■ Data listing:
=====

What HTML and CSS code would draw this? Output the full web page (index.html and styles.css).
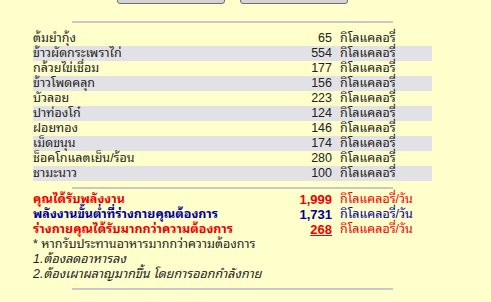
FILE: index.html
```html
<!DOCTYPE html>
<html lang="th">
<head>
<meta charset="utf-8">
<title>พลังงานอาหาร</title>
<link rel="stylesheet" href="styles.css">
</head>
<body>
<div class="page">
  <div class="buttons">
    <span class="btn"></span>
    <span class="btn"></span>
  </div>
  <hr class="rule top">
  <table class="foods">
    <tr><td class="name">ต้มยำกุ้ง</td><td class="num">65</td><td class="unit">กิโลแคลอรี่</td></tr>
    <tr class="alt"><td class="name">ข้าวผัดกระเพราไก่</td><td class="num">554</td><td class="unit">กิโลแคลอรี่</td></tr>
    <tr><td class="name">กล้วยไข่เชื่อม</td><td class="num">177</td><td class="unit">กิโลแคลอรี่</td></tr>
    <tr class="alt"><td class="name">ข้าวโพดคลุก</td><td class="num">156</td><td class="unit">กิโลแคลอรี่</td></tr>
    <tr><td class="name">บัวลอย</td><td class="num">223</td><td class="unit">กิโลแคลอรี่</td></tr>
    <tr class="alt"><td class="name">ปาท่องโก๋</td><td class="num">124</td><td class="unit">กิโลแคลอรี่</td></tr>
    <tr><td class="name">ฝอยทอง</td><td class="num">146</td><td class="unit">กิโลแคลอรี่</td></tr>
    <tr class="alt"><td class="name">เม็ดขนุน</td><td class="num">174</td><td class="unit">กิโลแคลอรี่</td></tr>
    <tr><td class="name">ช็อคโกแลตเย็น/ร้อน</td><td class="num">280</td><td class="unit">กิโลแคลอรี่</td></tr>
    <tr class="alt"><td class="name">ชามะนาว</td><td class="num">100</td><td class="unit">กิโลแคลอรี่</td></tr>
  </table>
  <hr class="rule mid">
  <table class="foods summary">
    <tr class="red"><td class="name b">คุณได้รับพลังงาน</td><td class="num b">1,999</td><td class="unit">กิโลแคลอรี่/วัน</td></tr>
    <tr class="blue"><td class="name b">พลังงานขั้นต่ำที่ร่างกายคุณต้องการ</td><td class="num b">1,731</td><td class="unit">กิโลแคลอรี่/วัน</td></tr>
    <tr class="red"><td class="name b">ร่างกายคุณได้รับมากกว่าความต้องการ</td><td class="num b u">268</td><td class="unit">กิโลแคลอรี่/วัน</td></tr>
  </table>
  <div class="notes">
    <div class="note">* หากรับประทานอาหารมากกว่าความต้องการ</div>
    <div class="note i">1.ต้องลดอาหารลง</div>
    <div class="note i">2.ต้องเผาผลาญมากขึ้น โดยการออกกำลังกาย</div>
  </div>
  <hr class="rule bottom">
</div>
</body>
</html>
```
FILE: styles.css
```css
html, body {
  margin: 0;
  padding: 0;
  background: #ffffcc;
}
body {
  font-family: "Liberation Sans", "Noto Sans Thai Looped", sans-serif;
  font-size: 12.5px;
  color: #222;
  overflow: hidden;
}
.page {
  width: 399px;
  margin-left: 33px;
  margin-top: -18px;
}
.buttons {
  display: flex;
  justify-content: center;
  gap: 15px;
  height: 22px;
}
.btn {
  display: block;
  width: 106px;
  height: 20px;
  background: #d4d4d4;
  border: 1px solid #6e6e6e;
  border-radius: 3px;
}
.rule {
  width: 321px;
  margin: 0 0 0 39px;
  border: 0;
  height: 2px;
  background: #c8c8c8;
}
.rule.top { margin-top: 17px; margin-bottom: 8px; }
.rule.mid { margin-top: 6px; margin-bottom: 3px; }
.rule.bottom { margin-top: 6px; }
.foods {
  width: 399px;
  border-collapse: collapse;
}
.foods td {
  padding: 0;
  height: 15px;
  line-height: 15px;
  white-space: nowrap;
}
.foods .alt td {
  background: #e2e2e6;
}
.name { text-align: left; }
.num {
  text-align: right;
  width: 60px;
}
.num.b { font-size: 13px; }
.unit { width: 92px; padding-left: 8px !important; }
.b { font-weight: bold; }
.u { text-decoration: underline; }
.red td { color: #ee0000; }
.blue td { color: #000099; }
.notes .note {
  height: 15px;
  line-height: 15px;
  white-space: nowrap;
}
.i { font-style: italic; }
```
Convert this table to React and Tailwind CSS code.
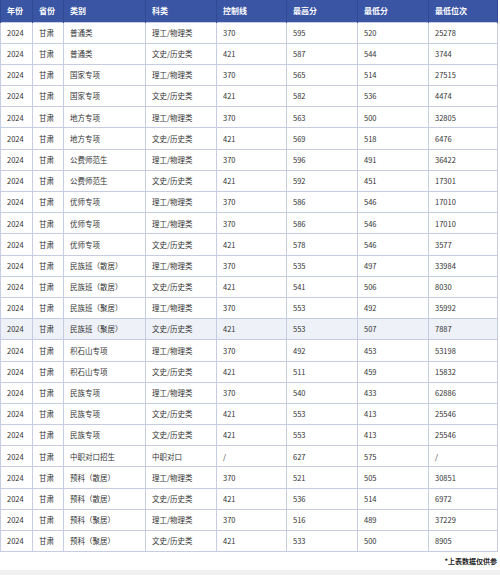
import React from "react";

const rows = [
  ["普通类", "理工/物理类", "370", "595", "520", "25278"],
  ["普通类", "文史/历史类", "421", "587", "544", "3744"],
  ["国家专项", "理工/物理类", "370", "565", "514", "27515"],
  ["国家专项", "文史/历史类", "421", "582", "536", "4474"],
  ["地方专项", "理工/物理类", "370", "563", "500", "32805"],
  ["地方专项", "文史/历史类", "421", "569", "518", "6476"],
  ["公费师范生", "理工/物理类", "370", "596", "491", "36422"],
  ["公费师范生", "文史/历史类", "421", "592", "451", "17301"],
  ["优师专项", "理工/物理类", "370", "586", "546", "17010"],
  ["优师专项", "理工/物理类", "370", "586", "546", "17010"],
  ["优师专项", "文史/历史类", "421", "578", "546", "3577"],
  ["民族班（散居）", "理工/物理类", "370", "535", "497", "33984"],
  ["民族班（散居）", "文史/历史类", "421", "541", "506", "8030"],
  ["民族班（聚居）", "理工/物理类", "370", "553", "492", "35992"],
  ["民族班（聚居）", "文史/历史类", "421", "553", "507", "7887"],
  ["积石山专项", "理工/物理类", "370", "492", "453", "53198"],
  ["积石山专项", "文史/历史类", "421", "511", "459", "15832"],
  ["民族专项", "理工/物理类", "370", "540", "433", "62886"],
  ["民族专项", "文史/历史类", "421", "553", "413", "25546"],
  ["民族专项", "文史/历史类", "421", "553", "413", "25546"],
  ["中职对口招生", "中职对口", "/", "627", "575", "/"],
  ["预科（散居）", "理工/物理类", "370", "521", "505", "30851"],
  ["预科（散居）", "文史/历史类", "421", "536", "514", "6972"],
  ["预科（聚居）", "理工/物理类", "370", "516", "489", "37229"],
  ["预科（聚居）", "文史/历史类", "421", "533", "500", "8905"],
];

const headers = ["年份", "省份", "类别", "科类", "控制线", "最高分", "最低分", "最低位次"];
const widths = ["w-[32px]", "w-[31px]", "w-[82px]", "w-[71px]", "w-[70px]", "w-[71px]", "w-[71px]", "w-[69px]"];

export default function App() {
  return (
    <div className="w-[500px] h-[575px] bg-white overflow-hidden" style={{ fontFamily: '"Noto Sans CJK SC", "Noto Sans", sans-serif' }}>
      <table className="w-[497px] table-fixed border-collapse text-[7.5px] text-[#333] leading-none">
        <thead>
          <tr className="bg-[#3a55a4] text-white h-[22px]">
            {headers.map((h, i) => (
              <th key={h} className={clsx(widths[i], "text-left font-bold pl-[6px] border-x border-[#2f4a93] text-[8px]")}>
                {h}
              </th>
            ))}
          </tr>
        </thead>
        <tbody>
          {rows.map((r, i) => (
            <tr key={i} className={clsx("h-[21.2px]", i === 14 ? "bg-[#eef1f8]" : "bg-white")}>
              {["2024", "甘肃", ...r].map((c, j) => (
                <td key={j} className="border border-[#c6cde2] pl-[6px] py-0 whitespace-nowrap overflow-hidden">
                  {c}
                </td>
              ))}
            </tr>
          ))}
        </tbody>
      </table>
      <div className="flex justify-end pr-[3px] pt-[6px] text-[7px] leading-none font-bold text-[#222]">*上表数据仅供参</div>
      <div className="mt-[5px] h-[8px] bg-[#f1f1f1]" />
    </div>
  );
}

function clsx(...a) {
  return a.filter(Boolean).join(" ");
}
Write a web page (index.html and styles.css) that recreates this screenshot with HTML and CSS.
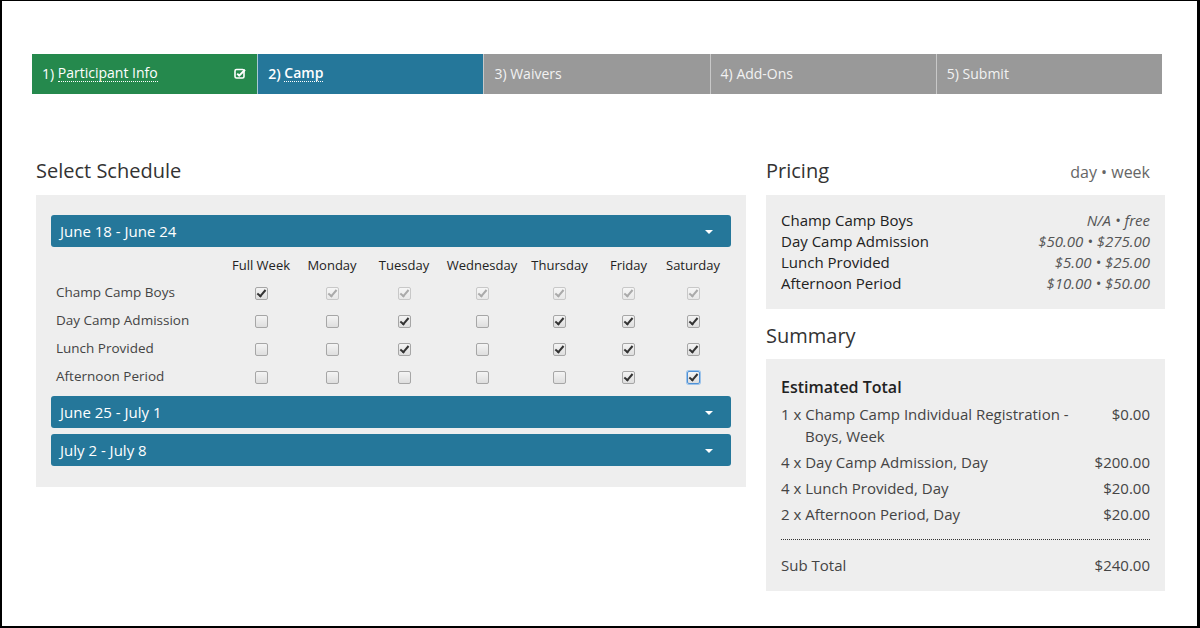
FILE: index.html
```html
<!DOCTYPE html>
<html lang="en">
<head>
  <meta charset="UTF-8">
  <title>Camp Registration</title>
  <link rel="stylesheet" href="styles.css">
</head>
<body>
  <div class="page">
    <div class="steps">
      <div class="step done">1) <span class="step-link">Participant Info</span>
        <svg class="step-check" width="12" height="11" viewBox="0 0 12 11">
          <rect x="1" y="1.5" width="9" height="8.5" rx="1.5" fill="none" stroke="#fff" stroke-width="1.6"/>
          <path d="M3.2 5.6 L5.2 7.6 L11 1.8" fill="none" stroke="#fff" stroke-width="2"/>
        </svg>
      </div>
      <div class="step active">2) <span class="step-link">Camp</span></div>
      <div class="step">3) Waivers</div>
      <div class="step">4) Add-Ons</div>
      <div class="step">5) Submit</div>
    </div>

    <div class="main">
      <div class="col-left">
        <h2 class="section-title">Select Schedule</h2>
        <div class="panel schedule">
          <div class="week-head">June 18 - June 24<span class="caret"></span></div>
          <table class="week-table">
            <colgroup>
              <col style="width:174px"><col style="width:72px"><col style="width:70px"><col style="width:74px">
              <col style="width:82px"><col style="width:73px"><col style="width:65px"><col style="width:64px">
            </colgroup>
            <thead>
              <tr><th></th><th>Full Week</th><th>Monday</th><th>Tuesday</th><th>Wednesday</th><th>Thursday</th><th>Friday</th><th>Saturday</th></tr>
            </thead>
            <tbody>
              <tr>
                <td class="label">Champ Camp Boys</td>
                <td><input type="checkbox" checked></td>
                <td><input type="checkbox" checked disabled></td>
                <td><input type="checkbox" checked disabled></td>
                <td><input type="checkbox" checked disabled></td>
                <td><input type="checkbox" checked disabled></td>
                <td><input type="checkbox" checked disabled></td>
                <td><input type="checkbox" checked disabled></td>
              </tr>
              <tr>
                <td class="label">Day Camp Admission</td>
                <td><input type="checkbox"></td>
                <td><input type="checkbox"></td>
                <td><input type="checkbox" checked></td>
                <td><input type="checkbox"></td>
                <td><input type="checkbox" checked></td>
                <td><input type="checkbox" checked></td>
                <td><input type="checkbox" checked></td>
              </tr>
              <tr>
                <td class="label">Lunch Provided</td>
                <td><input type="checkbox"></td>
                <td><input type="checkbox"></td>
                <td><input type="checkbox" checked></td>
                <td><input type="checkbox"></td>
                <td><input type="checkbox" checked></td>
                <td><input type="checkbox" checked></td>
                <td><input type="checkbox" checked></td>
              </tr>
              <tr>
                <td class="label">Afternoon Period</td>
                <td><input type="checkbox"></td>
                <td><input type="checkbox"></td>
                <td><input type="checkbox"></td>
                <td><input type="checkbox"></td>
                <td><input type="checkbox"></td>
                <td><input type="checkbox" checked></td>
                <td><input type="checkbox" class="focused" checked></td>
              </tr>
            </tbody>
          </table>
          <div class="week-head">June 25 - July 1<span class="caret"></span></div>
          <div class="week-head">July 2 - July 8<span class="caret"></span></div>
        </div>
      </div>

      <div class="col-right">
        <div class="section-row">
          <h2 class="section-title">Pricing</h2>
          <span class="unit-note">day &bull; week</span>
        </div>
        <div class="panel pricing">
          <div class="price-row"><span>Champ Camp Boys</span><em>N/A &bull; free</em></div>
          <div class="price-row"><span>Day Camp Admission</span><em>$50.00 &bull; $275.00</em></div>
          <div class="price-row"><span>Lunch Provided</span><em>$5.00 &bull; $25.00</em></div>
          <div class="price-row"><span>Afternoon Period</span><em>$10.00 &bull; $50.00</em></div>
        </div>

        <h2 class="section-title summary-title">Summary</h2>
        <div class="panel summary">
          <div class="summary-head">Estimated Total</div>
          <div class="line-item"><span class="item-name">1 x Champ Camp Individual Registration - Boys, Week</span><span class="item-price">$0.00</span></div>
          <div class="line-item"><span class="item-name">4 x Day Camp Admission, Day</span><span class="item-price">$200.00</span></div>
          <div class="line-item"><span class="item-name">4 x Lunch Provided, Day</span><span class="item-price">$20.00</span></div>
          <div class="line-item"><span class="item-name">2 x Afternoon Period, Day</span><span class="item-price">$20.00</span></div>
          <div class="subtotal"><span>Sub Total</span><span>$240.00</span></div>
        </div>
      </div>
    </div>
  </div>
</body>
</html>
```

FILE: styles.css
```css
html, body {
  margin: 0;
  height: 100%;
}

body {
  font-family: 'Open Sans', sans-serif;
  color: #333;
  background: #fff;
  box-sizing: border-box;
  border-top: 1px solid #000;
  border-left: 2px solid #000;
  border-right: 3px solid #000;
  border-bottom: 2px solid #000;
  overflow: hidden;
}

.page {
  padding: 53px 0 0 30px;
}

/* step bar */
.steps {
  display: flex;
  width: 1130px;
  height: 40px;
}

.step {
  flex: 1;
  display: flex;
  align-items: center;
  padding: 0 10px 1px;
  background-color: #999;
  color: #f2f2f2;
  font-size: 14px;
  border-left: 1px solid #c8c8c8;
  white-space: pre;
}

.step.done {
  background-color: #25894d;
  color: #fff;
  border-left: none;
}

.step.active {
  background-color: #25779a;
  color: #fff;
  font-weight: 600;
  border-left-color: #a9c9d6;
}

.step-link {
  border-bottom: 1px dotted #fff;
  line-height: 16px;
}

.step-check {
  margin-left: auto;
  margin-right: 1px;
}

/* columns */
.main {
  display: flex;
  gap: 20px;
  margin-top: 64px;
  padding-left: 4px;
}

.col-left {
  width: 710px;
}

.col-right {
  width: 399px;
}

.section-title {
  margin: 0 0 11px;
  font-size: 20px;
  font-weight: 400;
  line-height: 26px;
  color: #333;
}

.section-row {
  display: flex;
  justify-content: space-between;
  align-items: baseline;
  padding-right: 15px;
}

.unit-note {
  font-size: 16px;
  color: #666;
}

.panel {
  background-color: #eee;
}

/* schedule */
.schedule {
  padding: 20px 15px 15px;
}

.week-head {
  position: relative;
  height: 32px;
  line-height: 32px;
  padding-left: 9px;
  margin-bottom: 6px;
  border-radius: 3px;
  background-color: #25779a;
  color: #fff;
  font-size: 15px;
}

.caret {
  position: absolute;
  right: 18px;
  top: 15px;
  border-left: 4px solid transparent;
  border-right: 4px solid transparent;
  border-top: 4px solid #fff;
}

.week-table {
  table-layout: fixed;
  border-collapse: collapse;
  width: 674px;
  margin: -2px 0 6px;
}

.week-table th {
  height: 27px;
  font-size: 13px;
  font-weight: 400;
  color: #222;
  text-align: center;
  padding: 0;
}

.week-table td {
  height: 28px;
  text-align: center;
  padding: 0;
}

.week-table td.label {
  text-align: left;
  padding-left: 5px;
  font-size: 13.5px;
  color: #444;
}

.week-table input {
  -webkit-appearance: none;
  appearance: none;
  position: relative;
  width: 13px;
  height: 13px;
  margin: 0;
  vertical-align: middle;
  border: 1px solid #a6a6a6;
  border-radius: 2px;
  background: linear-gradient(#f4f4f4, #dedede);
}

.week-table input:checked::after {
  content: '';
  position: absolute;
  left: 3px;
  top: 0px;
  width: 3px;
  height: 7px;
  border-right: 2px solid #333;
  border-bottom: 2px solid #333;
  transform: rotate(40deg);
}

.week-table input:disabled {
  border-color: #c8c8c8;
  background: linear-gradient(#f6f6f6, #e8e8e8);
}

.week-table input:disabled::after {
  border-color: #aaa;
}

.week-table input.focused {
  border-color: #4d90d6;
  box-shadow: 0 0 0 1px #9cc3ea;
}

/* pricing */
.pricing {
  padding: 15px 15px;
}

.price-row {
  display: flex;
  justify-content: space-between;
  font-size: 15px;
  line-height: 21px;
  color: #222;
}

.price-row em {
  color: #555;
}

/* summary */
.summary-title {
  margin: 14px 0 10px;
}

.summary {
  padding: 16px 15px 15px;
}

.summary-head {
  font-size: 16px;
  font-weight: 600;
  line-height: 24px;
  color: #222;
  margin-bottom: 4px;
}

.line-item {
  display: flex;
  font-size: 15px;
  line-height: 22px;
  color: #444;
  margin-bottom: 4px;
}

.item-name {
  flex: 1;
  padding-left: 24px;
  text-indent: -24px;
  padding-right: 10px;
}

.item-price {
  width: 70px;
  text-align: right;
}

.subtotal {
  display: flex;
  justify-content: space-between;
  margin-top: 14px;
  padding-top: 14px;
  border-top: 1px dotted #333;
  font-size: 15px;
  line-height: 22px;
  color: #444;
}
```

=====

■ What you have to do:
Can you give again only the lines between the one containing "Convert this table" and the one containing "import React from", counting both, exactly as they appear and without any pictures?

■ Solution:
Convert this table to React and Tailwind CSS code.
import React from "react";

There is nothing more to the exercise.